Written exercise. Check each line of the data for "components" and select those that have it.

Source material.
(begin)

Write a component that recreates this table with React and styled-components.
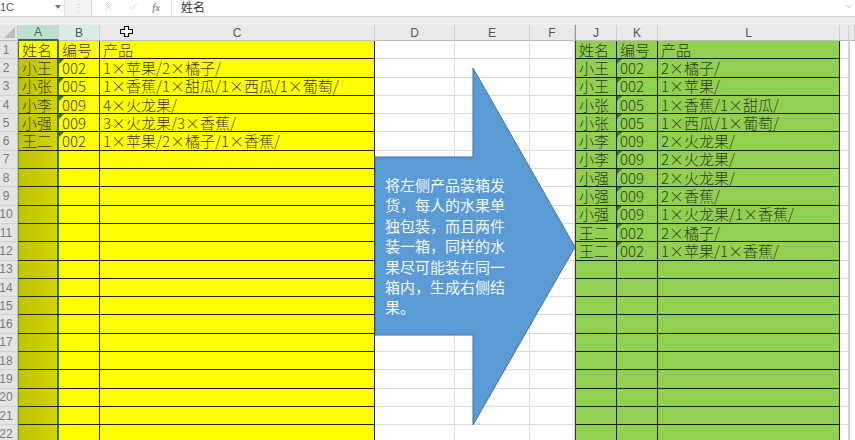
import React from 'react';
import styled, { createGlobalStyle, css } from 'styled-components';
import { X, Check, ChevronDown } from 'lucide-react';

const GlobalStyle = createGlobalStyle`
  html, body { margin: 0; padding: 0; background: #fff; overflow: hidden; }
  body { font-family: "Noto Sans CJK SC", "Liberation Sans", sans-serif; }
  #root { width: 855px; height: 440px; }
`;

const COLS = [18, 41, 41, 275, 80, 75, 45, 1, 41, 41, 182, 9, 6];
const HEADERS = ['', 'A', 'B', 'C', 'D', 'E', 'F', '', 'J', 'K', 'L', '', ''];
const ROW_COUNT = 22;

const LEFT = [
  ['姓名', '编号', '产品'],
  ['小王', '002', '1×苹果/2×橘子/'],
  ['小张', '005', '1×香蕉/1×甜瓜/1×西瓜/1×葡萄/'],
  ['小李', '009', '4×火龙果/'],
  ['小强', '009', '3×火龙果/3×香蕉/'],
  ['王二', '002', '1×苹果/2×橘子/1×香蕉/'],
];

const RIGHT = [
  ['姓名', '编号', '产品'],
  ['小王', '002', '2×橘子/'],
  ['小王', '002', '1×苹果/'],
  ['小张', '005', '1×香蕉/1×甜瓜/'],
  ['小张', '005', '1×西瓜/1×葡萄/'],
  ['小李', '009', '2×火龙果/'],
  ['小李', '009', '2×火龙果/'],
  ['小强', '009', '2×火龙果/'],
  ['小强', '009', '2×香蕉/'],
  ['小强', '009', '1×火龙果/1×香蕉/'],
  ['王二', '002', '2×橘子/'],
  ['王二', '002', '1×苹果/1×香蕉/'],
];

const ARROW_LINES = [
  '将左侧产品装箱发',
  '货，每人的水果单',
  '独包装，而且两件',
  '装一箱，同样的水',
  '果尽可能装在同一',
  '箱内，生成右侧结',
  '果。',
];

const Page = styled.div`
  position: relative;
  width: 855px;
  height: 440px;
  overflow: hidden;
  display: flex;
  flex-direction: column;
  background: #fff;
`;

const FormulaBar = styled.div`
  height: 17px;
  flex: none;
  display: flex;
  align-items: stretch;
  background: #fff;
  border-bottom: 1px solid #d6d6d6;
  box-sizing: border-box;
`;

const NameBox = styled.div`
  width: 65px;
  display: flex;
  align-items: center;
  justify-content: space-between;
  padding: 0 3px 3px 0;
  box-sizing: border-box;
  font-family: "Liberation Sans", sans-serif;
  font-size: 11px;
  color: #555;
  border-right: 1px solid #e2e2e2;
`;

const Grip = styled.div`
  width: 26px;
  background: #f3f3f3;
  display: flex;
  align-items: center;
  justify-content: center;
  padding-bottom: 3px;
  box-sizing: border-box;
  color: #c4c4c4;
  font-size: 11px;
`;

const FxButtons = styled.div`
  width: 81px;
  display: flex;
  align-items: center;
  justify-content: space-around;
  padding: 0 4px 3px 4px;
  box-sizing: border-box;
  border-left: 1px solid #e2e2e2;
  border-right: 1px solid #dcdcdc;
  color: #b8b8b8;
`;

const Fx = styled.span`
  font-family: "Liberation Serif", serif;
  font-style: italic;
  font-size: 11px;
  color: #6a6a6a;
`;

const FormulaInput = styled.div`
  flex: 1;
  display: flex;
  align-items: center;
  justify-content: space-between;
  padding: 0 2px 3px 9px;
  box-sizing: border-box;
  font-size: 12px;
  line-height: 13px;
  color: #333;
`;

const Strip = styled.div`
  height: 8px;
  flex: none;
  background: #ececec;
`;

const Sheet = styled.div`
  flex: 1;
  display: grid;
  grid-template-columns: ${COLS.map((c) => `${c}px`).join(' ')};
  grid-template-rows: 16px;
  grid-auto-rows: 18.3px;
  overflow: hidden;
`;

const Corner = styled.div`
  background: #e6e6e6;
  border-right: 1px solid #c8c8c8;
  border-bottom: 1px solid #bdbdbd;
  box-sizing: border-box;
  display: flex;
  align-items: flex-end;
  justify-content: flex-end;
  padding: 0 2px 2px 0;
`;

const ColHead = styled.div`
  box-sizing: border-box;
  display: flex;
  align-items: center;
  justify-content: center;
  font-family: "Liberation Sans", sans-serif;
  font-size: 12px;
  color: #555;
  background: #eaeaea;
  border-right: 1px solid #cfcfcf;
  border-bottom: 1px solid #bdbdbd;
  ${(p) =>
    p.$state === 'sel' &&
    css`
      background: #bfe0cc;
      color: #3b6a4f;
      border-bottom: 2px solid #2e7048;
    `}
  ${(p) =>
    p.$state === 'near' &&
    css`
      background: #d9ede6;
    `}
  ${(p) =>
    p.$state === 'hidden' &&
    css`
      background: #9a9a9a;
      border: none;
    `}
`;

const RowHead = styled.div`
  box-sizing: border-box;
  display: flex;
  align-items: center;
  justify-content: center;
  padding-right: 5px;
  font-family: "Liberation Sans", sans-serif;
  font-size: 12px;
  color: #7a7a7a;
  background: #e4e4e4;
  border-right: 1px solid #b9c2bc;
  border-bottom: 1px solid #d2d2d2;
  overflow: visible;
  white-space: nowrap;
`;

const kinds = {
  active: css`
    background: #ffff00;
    color: #3a3a3a;
    border-left: 1px solid #3d7a44;
    border-right: 2px solid #3d6e3d;
    border-bottom: 1px solid #222;
  `,
  olive: css`
    background: linear-gradient(90deg, #bfc200, #d2d500);
    color: #3b3b05;
    border-left: 1px solid #6d9a5a;
    border-right: 2px solid #3d6e3d;
    border-bottom: 1px solid #2a2a00;
  `,
  yellow: css`
    background: #ffff00;
    color: #3a3a3a;
    border-right: 1px solid #1e1e1e;
    border-bottom: 1px solid #1e1e1e;
  `,
  green: css`
    background: #92d050;
    color: #2e3a26;
    border-right: 1px solid #1e1e1e;
    border-bottom: 1px solid #1e1e1e;
  `,
  white: css`
    background: #fff;
    border-right: 1px solid #dadada;
    border-bottom: 1px solid #dadada;
  `,
  hidden: css`
    background: #3a3a3a;
  `,
  edge: css`
    background: #fff;
    border-left: 1px solid #c8c8c8;
  `,
};

const Cell = styled.div`
  position: relative;
  box-sizing: border-box;
  display: flex;
  align-items: center;
  padding-left: 3px;
  font-size: 15px;
  font-weight: 300;
  line-height: 18px;
  white-space: nowrap;
  overflow: visible;
  ${(p) => kinds[p.$kind]}
  ${(p) =>
    p.$flag &&
    css`
      &::before {
        content: '';
        position: absolute;
        top: 0;
        left: 0;
        border-top: 5px solid #2f7d32;
        border-right: 5px solid transparent;
      }
    `}
`;

const Times = styled.span`
  display: inline-block;
  width: 1em;
  text-align: center;
`;

const ArrowShape = styled.svg`
  position: absolute;
  left: 374px;
  top: 66px;
  width: 204px;
  height: 362px;
  overflow: visible;
`;

const ArrowLabel = styled.div`
  position: absolute;
  left: 385px;
  top: 175px;
  font-size: 15px;
  line-height: 20.4px;
  color: #f5f8fc;
  white-space: nowrap;
`;

const Line = styled.div``;

const Cursor = styled.svg`
  position: absolute;
  left: 120px;
  top: 26px;
  width: 13px;
  height: 11px;
`;

function renderText(s) {
  if (!s) return null;
  const parts = s.split('×');
  return parts.map((p, i) => (
    <React.Fragment key={i}>
      {i > 0 && <Times>×</Times>}
      {p}
    </React.Fragment>
  ));
}

function colState(i) {
  if (i === 1) return 'sel';
  if (i === 2) return 'near';
  if (i === 7) return 'hidden';
  return undefined;
}

export default function App() {
  const rows = Array.from({ length: ROW_COUNT }, (_, i) => i);
  return (
    <Page>
      <GlobalStyle />
      <FormulaBar>
        <NameBox>
          <span>1C</span>
          <svg width="6" height="4" viewBox="0 0 6 4">
            <path d="M0 0 L6 0 L3 4 Z" fill="#777" />
          </svg>
        </NameBox>
        <Grip>⋮</Grip>
        <FxButtons>
          <X size={11} strokeWidth={1.5} />
          <Check size={11} strokeWidth={1.5} />
          <Fx>fx</Fx>
        </FxButtons>
        <FormulaInput>
          <span>姓名</span>
          <ChevronDown size={9} color="#999" />
        </FormulaInput>
      </FormulaBar>
      <Strip />
      <Sheet>
        {HEADERS.map((h, i) =>
          i === 0 ? (
            <Corner key="corner">
              <svg width="11" height="11" viewBox="0 0 11 11">
                <path d="M0 11 L11 11 L11 0 Z" fill="#bdbdbd" />
              </svg>
            </Corner>
          ) : (
            <ColHead key={`h${i}`} $state={colState(i)}>
              {h}
            </ColHead>
          )
        )}
        {rows.map((r) => {
          const l = LEFT[r] || [];
          const g = RIGHT[r] || [];
          return (
            <React.Fragment key={r}>
              <RowHead>{r + 1}</RowHead>
              <Cell $kind={r === 0 ? 'active' : 'olive'}>{l[0]}</Cell>
              <Cell $kind="yellow" $flag={r > 0 && !!l[1]}>{l[1]}</Cell>
              <Cell $kind="yellow">{renderText(l[2])}</Cell>
              <Cell $kind="white" />
              <Cell $kind="white" />
              <Cell $kind="white" />
              <Cell $kind="hidden" />
              <Cell $kind="green">{g[0]}</Cell>
              <Cell $kind="green" $flag={r > 0 && !!g[1]}>{g[1]}</Cell>
              <Cell $kind="green">{renderText(g[2])}</Cell>
              <Cell $kind="white" />
              <Cell $kind="edge" />
            </React.Fragment>
          );
        })}
      </Sheet>
      <ArrowShape viewBox="0 0 204 362">
        <polygon
          points="1,91 99,91 99,2 201,181 99,359 99,269 1,269"
          fill="#5b9bd5"
          stroke="#41719c"
          strokeWidth="1"
        />
      </ArrowShape>
      <ArrowLabel>
        {ARROW_LINES.map((t) => (
          <Line key={t}>{t}</Line>
        ))}
      </ArrowLabel>
      <Cursor viewBox="0 0 13 11">
        <path
          d="M4.5 0.5 H8.5 V3.5 H12.5 V7.5 H8.5 V10.5 H4.5 V7.5 H0.5 V3.5 H4.5 Z"
          fill="#fff"
          stroke="#111"
          strokeWidth="1.2"
        />
      </Cursor>
    </Page>
  );
}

(end)

The completed task.
Write a component that recreates this table with React and styled-components.
import styled, { createGlobalStyle, css } from 'styled-components';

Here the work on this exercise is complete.